The man in the photo and the job that changed Dave Canales’ life

The Carson High Colts freshman and sophomore team of 2004 lost their first game, 34-13. To this day, it remains Dave Canales’ favorite game in his entire coaching career. He would win a Super Bowl with the Seattle Seahawks, make multiple playoff appearances as both a coordinator and quarterbacks coach with the Seahawks and Tampa Bay Buccaneers, and coach players to career years in the NFL.

That first game, though, that first loss, was a defining moment.

The loss itself should not have been surprising. Carson’s team was primarily freshman, while the team they were playing, Venice, had fielded their JV squad, which was made up of mostly juniors. When Canales looked across to the other sideline, though, he didn’t focus on the bigger, faster, and stronger players. He wondered how the staff had got them to that point.

A couple of coaches on that Venice staff were friends with the Canales family, so Dave decided, why not just ask them? What is your blueprint to create a winning team? The coaches didn’t gatekeep their secret; instead, they shared their philosophy.

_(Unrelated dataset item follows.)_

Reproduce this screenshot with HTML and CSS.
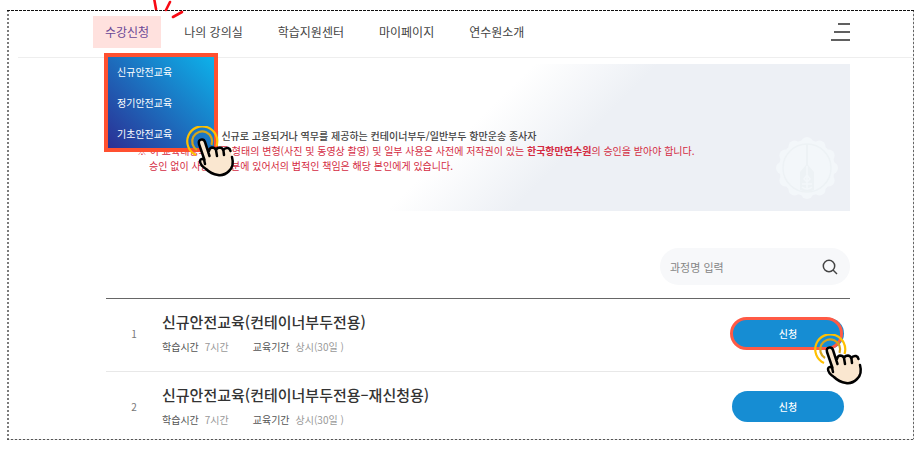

The following year, the two teams faced off again to open the season. Carson blew them out. And, as Kevin, who was defensive coordinator for the 2005 squad, wants to note, “it was a shutout.”

But back to 2004, and that first season as a head coach for Dave Canales. The team kept growing, eventually reaching a number in the 70s. They had to institute a travel squad for a freshman team simply because they couldn’t take everyone. However, the priority in coaching for the Canales family was to take on any kid who wanted to play. Josh, the wide receivers and specials teams coach for his brother that first year, said the mission statement was simple: in the shadow of Los Angeles, any teenager spending their time at football practice was one less teenager off the street.

“It meant one less kid getting into trouble after school,” Josh says. “Playing time wasn’t our main focus.”

That first season, while a labor of community love more than anything, had a lot of lessons for Dave Canales as a head coach, too. During one game, he pulled a player. The reasoning was simple: he wasn’t playing hard enough. The player’s father in the stands took issue. He started yelling at the coaching staff. Josh responded. Tensions escalated, and Dave jumped in, anger pulsing at the questions around his coaching decisions and the personal barbs the father was throwing at his brother.

Richard Masson was the AD for Carson High at the time. He was supervising the freshman and sophomore team game that day. As other fans got involved in the heckling, and Dave itched to respond even harsher, Masson pulled him to the side. He admittedly doesn’t remember all the details of the issue that started it all, but he remembers what he taught Canales that day.

“I said, ‘Stop having rabbit ears,'” Masson recalls. ‘”Get over there and coach your team.'”

Masson suspended Canales for the next game. The young coach sat in his car in a nearby parking lot and watched from afar. He returned the next week, smarter and more prepared for what it would take to be a head coach when your life is under a microscope and in a vacuum.

“It was kind of a defining moment in his young career as a coach,” Masson reflects, “To be able to focus through distractions and do what needed to be done with his team.”

A lot of what needed to be done hinged on Jack Sula.

Months of Sula waking up at 5 a.m. to pile into that old BMW and train with a few others had given Canales an up-close look at what the running back and linebacker could become.

“I was good,” Sula says now, “but (Dave) coached me into a completely different player.”

Canales noted where Sula’s game was lacking and where it could go; mainly, Sula needed to be faster, so Canales started training him in track after football practice.

Over the next year, more and more kids on the team noticed Sula’s improvement and asked to be trained as well. Canales had to upgrade from the BMW to the church bus to pick up more kids for the early morning sessions. The team started winning, even coming back in one game from three touchdowns down, to garner a win Sula still gets excited about talking to this day.

Sula would go on to lead the Carson varsity team to an LA City title game at the Coliseum behind a 1,800-plus rushing year and garner player of the year awards. He’s now the offensive coordinator for the Carson High Colts.

“I tell everyone, (Dave) was the reason for my success and me developing into a great football player…(but) he did a lot more than just teach me football. He taught me how to be a man, and he coached life into me.”

Nickerson can still rattle off the starting roster from those two years Canales coached the Colts, but the records from a freshman and sophomore team in 2004 and 2005 don’t exist even in the farthest corners of the internet.

“The loss never was like the end result,” though, interjects Nickerson. “It was like, what lesson did we learn from these little things?”

And Josh Canales, who would win a national title as a baseball player with the Florida Gators and go on to play in the Dodgers’ and Astros’ organization, remembers that time one way.

“In all my years of playing ball, those two years may have been the most fun that I ever had.”